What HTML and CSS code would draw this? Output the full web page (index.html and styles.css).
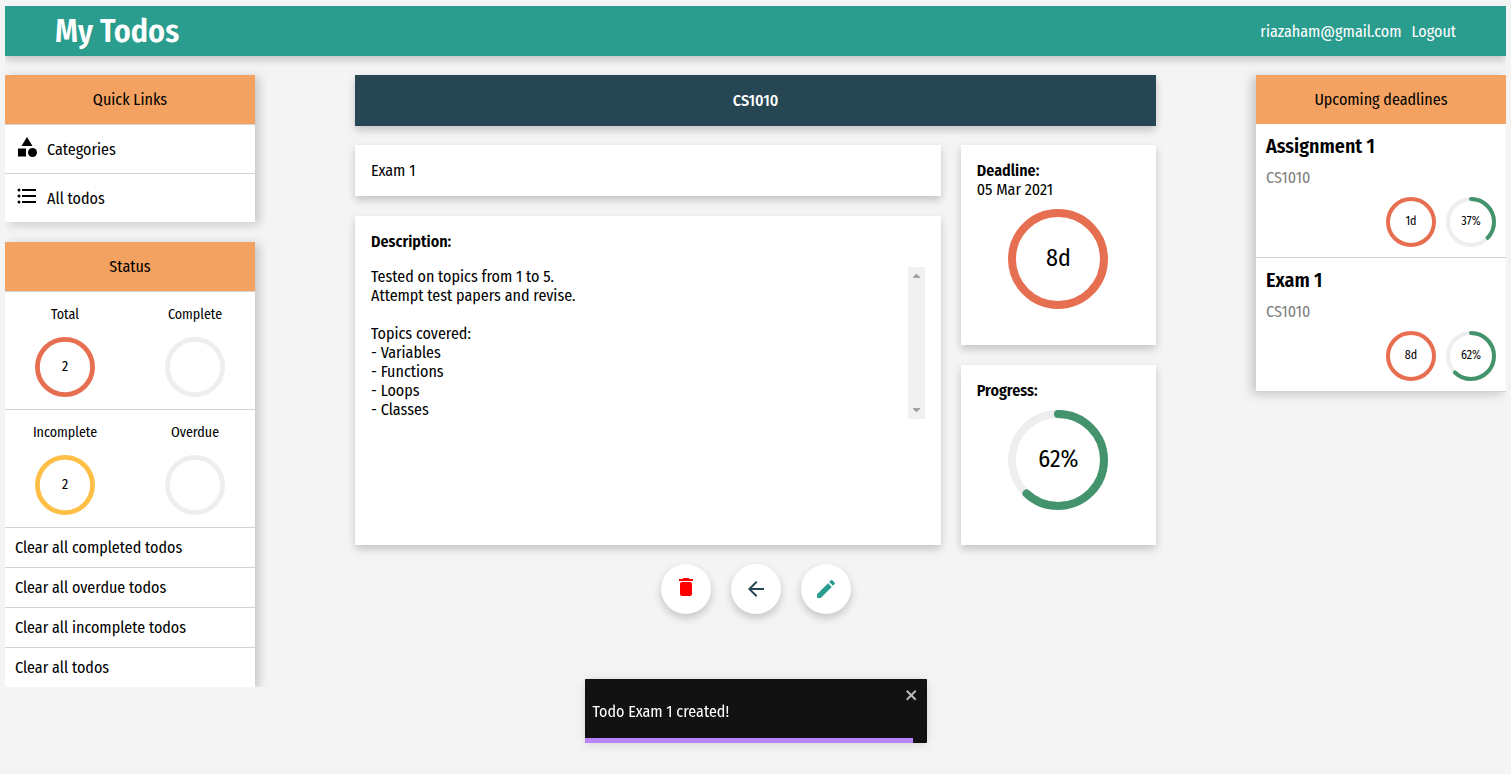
FILE: index.html
```html
<!DOCTYPE html>
<html lang="en">
<head>
<meta charset="utf-8">
<meta name="viewport" content="width=device-width, initial-scale=1">
<title>My Todos</title>
<link rel="stylesheet" href="styles.css">
</head>
<body>
<header class="topbar">
  <h1 class="brand">My Todos</h1>
  <nav class="account"><span>riazaham@gmail.com</span><a href="#logout">Logout</a></nav>
</header>

<div class="layout">
  <aside class="side side-left">
    <section class="panel">
      <h2 class="panel-title">Quick Links</h2>
      <a class="quick-link" href="#categories">
        <svg class="icon" viewBox="0 0 24 24"><path d="M12 2l-5.500 9h11z"/><circle cx="17.500" cy="17.500" r="4.500"/><path d="M3 13.500h8v8H3z"/></svg>
        <span>Categories</span>
      </a>
      <a class="quick-link" href="#todos">
        <svg class="icon" viewBox="0 0 24 24"><circle cx="4" cy="6" r="1.500"/><circle cx="4" cy="12" r="1.500"/><circle cx="4" cy="18" r="1.500"/><path d="M7 5h14v2H7zM7 11h14v2H7zM7 17h14v2H7z"/></svg>
        <span>All todos</span>
      </a>
    </section>

    <section class="panel">
      <h2 class="panel-title">Status</h2>
      <div class="status-row">
        <div class="status">
          <span>Total</span>
          <div class="ring ring-medium"><svg viewBox="0 0 100 100"><circle class="value red" cx="50" cy="50" r="46"/></svg><span>2</span></div>
        </div>
        <div class="status">
          <span>Complete</span>
          <div class="ring ring-medium"><svg viewBox="0 0 100 100"><circle class="track" cx="50" cy="50" r="46"/></svg></div>
        </div>
      </div>
      <div class="status-row">
        <div class="status">
          <span>Incomplete</span>
          <div class="ring ring-medium"><svg viewBox="0 0 100 100"><circle class="value yellow" cx="50" cy="50" r="46"/></svg><span>2</span></div>
        </div>
        <div class="status">
          <span>Overdue</span>
          <div class="ring ring-medium"><svg viewBox="0 0 100 100"><circle class="track" cx="50" cy="50" r="46"/></svg></div>
        </div>
      </div>
      <button class="clear" type="button">Clear all completed todos</button>
      <button class="clear" type="button">Clear all overdue todos</button>
      <button class="clear" type="button">Clear all incomplete todos</button>
      <button class="clear" type="button">Clear all todos</button>
    </section>
  </aside>

  <main class="main">
    <h2 class="category">CS1010</h2>
    <div class="details">
      <div class="column">
        <section class="card">Exam 1</section>
        <section class="card card-grow">
          <label class="label" for="description">Description:</label>
          <div class="notes">
            <textarea id="description" rows="8" readonly>Tested on topics from 1 to 5.
Attempt test papers and revise.

Topics covered:
- Variables
- Functions
- Loops
- Classes</textarea>
            <div class="scroll" aria-hidden="true">
              <svg viewBox="0 0 17 17"><path d="M5 11h7v-1L9 7H8l-3 3z"/></svg>
              <svg viewBox="0 0 17 17"><path d="M5 6h7v1l-3 3H8L5 7z"/></svg>
            </div>
          </div>
        </section>
      </div>
      <div class="column">
        <section class="card card-deadline">
          <strong class="label">Deadline:</strong>
          <span>05 Mar 2021</span>
          <div class="ring ring-large"><svg viewBox="0 0 100 100"><circle class="value red" cx="50" cy="50" r="46"/></svg><span>8d</span></div>
        </section>
        <section class="card card-progress">
          <strong class="label">Progress:</strong>
          <div class="ring ring-large"><svg viewBox="0 0 100 100"><circle class="track" cx="50" cy="50" r="46"/><circle class="value green" cx="50" cy="50" r="46" pathLength="100" stroke-dasharray="62 100"/></svg><span>62%</span></div>
        </section>
      </div>
    </div>
    <div class="actions">
      <button class="round delete" type="button" aria-label="Delete"><svg class="icon" viewBox="0 0 24 24"><path d="M6 17c0 1.100.9 2 2 2h8c1.100 0 2-.9 2-2V7c0-1.100-.9-2-2-2H8c-1.100 0-2 .9-2 2v10zM19 2h-3.500l-.71-.71c-.18-.18-.44-.29-.7-.29H9.910c-.26 0-.52.110-.7.290L8.500 2H5v2h14V2z"/></svg></button>
      <button class="round back" type="button" aria-label="Back"><svg class="icon" viewBox="0 0 24 24"><path d="M20 11H7.830l5.590-5.590L12 4l-8 8 8 8 1.410-1.410L7.830 13H20v-2z"/></svg></button>
      <button class="round edit" type="button" aria-label="Edit"><svg class="icon" viewBox="0 0 24 24"><path d="M3 17.250V21h3.750L17.810 9.940l-3.750-3.750L3 17.250zM20.710 7.040c.39-.39.39-1.020 0-1.410l-2.340-2.340c-.39-.39-1.020-.39-1.410 0l-1.830 1.830 3.750 3.750 1.830-1.830z"/></svg></button>
    </div>
  </main>

  <aside class="side side-right">
    <section class="panel">
      <h2 class="panel-title">Upcoming deadlines</h2>
      <article class="deadline">
        <h3>Assignment 1</h3>
        <span class="course">CS1010</span>
        <div class="rings">
          <div class="ring ring-small"><svg viewBox="0 0 100 100"><circle class="value red" cx="50" cy="50" r="46"/></svg><span>1d</span></div>
          <div class="ring ring-small"><svg viewBox="0 0 100 100"><circle class="track" cx="50" cy="50" r="46"/><circle class="value green" cx="50" cy="50" r="46" pathLength="100" stroke-dasharray="37 100"/></svg><span>37%</span></div>
        </div>
      </article>
      <article class="deadline">
        <h3>Exam 1</h3>
        <span class="course">CS1010</span>
        <div class="rings">
          <div class="ring ring-small"><svg viewBox="0 0 100 100"><circle class="value red" cx="50" cy="50" r="46"/></svg><span>8d</span></div>
          <div class="ring ring-small"><svg viewBox="0 0 100 100"><circle class="track" cx="50" cy="50" r="46"/><circle class="value green" cx="50" cy="50" r="46" pathLength="100" stroke-dasharray="62 100"/></svg><span>62%</span></div>
        </div>
      </article>
    </section>
  </aside>
</div>

<div class="toast" role="alert">
  <span class="toast-text">Todo Exam 1 created!</span>
  <button class="toast-close" type="button" aria-label="Close"><svg viewBox="0 0 14 16"><path d="M7.710 8.230l3.750 3.750-1.480 1.480-3.750-3.750-3.750 3.750L1 11.980l3.750-3.750L1 4.480 2.480 3l3.750 3.750L9.980 3l1.480 1.480-3.750 3.750z"/></svg></button>
  <div class="toast-progress" style="width: 96%"></div>
</div>
</body>
</html>
```
FILE: styles.css
```css
* { box-sizing: border-box; }

body {
  margin: 6px 5px;
  background: #f4f4f4;
  color: #000;
  font: 400 16px/19px "Fira Sans Condensed", Lato, sans-serif;
}

h1, h2, h3 { margin: 0; font-weight: 400; }
a { color: inherit; text-decoration: none; }
button, textarea { font: inherit; color: inherit; border: 0; background: none; cursor: pointer; }

.icon { display: block; width: 24px; height: 24px; fill: currentColor; }

.topbar {
  display: flex;
  align-items: center;
  justify-content: space-between;
  height: 50px;
  padding: 0 50px;
  background: #2a9d8f;
  color: #fff;
  box-shadow: 0 4px 8px rgba(0, 0, 0, .2);
}
.brand { font-size: 32px; line-height: 38px; font-weight: 600; }
.account { display: flex; gap: 10px; }

.layout { display: flex; align-items: flex-start; margin-top: 19px; }
.side { flex: 0 0 250px; display: grid; gap: 20px; }
.panel { background: #fff; }
.side-left .panel { box-shadow: 4px 2px 10px rgba(0, 0, 0, .2); }
.side-right .panel { box-shadow: -4px 2px 10px rgba(0, 0, 0, .2); }
.panel-title {
  padding: 15px 10px;
  background: #f4a261;
  font-size: 16px;
  line-height: 19px;
  text-align: center;
}

.quick-link {
  display: flex;
  gap: 8px;
  padding: 10px 10px 8px;
  border-top: 1px solid #d3d3d3;
  line-height: 30px;
}

.status-row {
  display: grid;
  grid-template-columns: 1fr 1fr;
  gap: 10px;
  padding: 12px 0;
  border-top: 1px solid #d3d3d3;
}
.status { display: grid; justify-items: center; gap: 12px; font-size: 14px; line-height: 21px; }
.clear {
  display: block;
  width: 100%;
  padding: 10px;
  border-top: 1px solid #d3d3d3;
  text-align: left;
}

.ring { display: grid; place-items: center; }
.ring > * { grid-area: 1 / 1; }
.ring svg { width: 100%; height: 100%; transform: rotate(-90deg); }
.ring circle { fill: none; stroke-width: 8; stroke-linecap: round; }
.ring .track { stroke: #eee; }
.ring .red { stroke: #e76f51; }
.ring .yellow { stroke: #ffbf47; }
.ring .green { stroke: #43936c; }
.ring > span { padding-bottom: 2px; }
.ring-small { width: 50px; height: 50px; font-size: 12px; }
.ring-medium { width: 60px; height: 60px; }
.ring-large { width: 100px; height: 100px; margin: 10px auto 0; font-size: 24px; }

.main { flex: 1; min-width: 0; padding: 0 100px; }
.category {
  padding: 16px;
  background: #264653;
  color: #fff;
  font-size: 16px;
  line-height: 19px;
  font-weight: 500;
  text-align: center;
  box-shadow: 0 4px 8px rgba(0, 0, 0, .2);
}
.details { display: grid; grid-template-columns: 3fr 1fr; gap: 20px; margin-top: 19px; }
.column { display: flex; flex-direction: column; gap: 20px; min-width: 0; }
.card {
  display: flex;
  flex-direction: column;
  padding: 16px;
  background: #fff;
  box-shadow: 0 4px 8px rgba(0, 0, 0, .2);
}
.card-grow { flex: 1; }
.card-deadline { min-height: 200px; }
.card-progress { min-height: 180px; }
.label { font-weight: 600; }
.notes { display: flex; margin-top: 16px; }
.notes textarea { flex: 1; min-width: 0; padding: 0; resize: none; overflow: hidden; outline: 0; }
.scroll {
  display: flex;
  flex-direction: column;
  justify-content: space-between;
  width: 17px;
  background: #f1f1f1;
  fill: #a3a3a3;
}
.scroll svg { display: block; width: 17px; height: 17px; }

.actions { display: flex; justify-content: center; gap: 20px; margin-top: 19px; }
.round {
  display: grid;
  place-items: center;
  width: 50px;
  height: 50px;
  padding: 0;
  border-radius: 50%;
  background: #fff;
  box-shadow: 0 4px 8px rgba(0, 0, 0, .2);
}
.delete { color: #f00; }
.back { color: #264653; }
.edit { color: #2a9d8f; }

.deadline {
  display: grid;
  gap: 10px;
  padding: 10px;
  border-bottom: 1px solid #d3d3d3;
}
.deadline h3 { font-size: 20px; line-height: 24px; font-weight: 600; }
.course { color: #808080; }
.rings { display: flex; justify-content: flex-end; gap: 10px; }

.toast {
  position: fixed;
  left: 50%;
  bottom: 31px;
  display: flex;
  align-items: center;
  justify-content: space-between;
  width: 342px;
  height: 64px;
  padding: 8px;
  transform: translateX(-50%);
  border-radius: 1px;
  overflow: hidden;
  background: #121212;
  color: #fff;
  box-shadow: 0 1px 10px rgba(0, 0, 0, .1), 0 2px 15px rgba(0, 0, 0, .05);
}
.toast-close { align-self: flex-start; padding: 0; opacity: .7; }
.toast-close svg { display: block; width: 14px; height: 16px; fill: #fff; }
.toast-progress { position: absolute; left: 0; bottom: 0; height: 5px; background: #bb86fc; }
```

※ ※ ※

◆ The request: All lines above with "styles" in them should be returned.

◆ Response:
What HTML and CSS code would draw this? Output the full web page (index.html and styles.css).
<link rel="stylesheet" href="styles.css">
FILE: styles.css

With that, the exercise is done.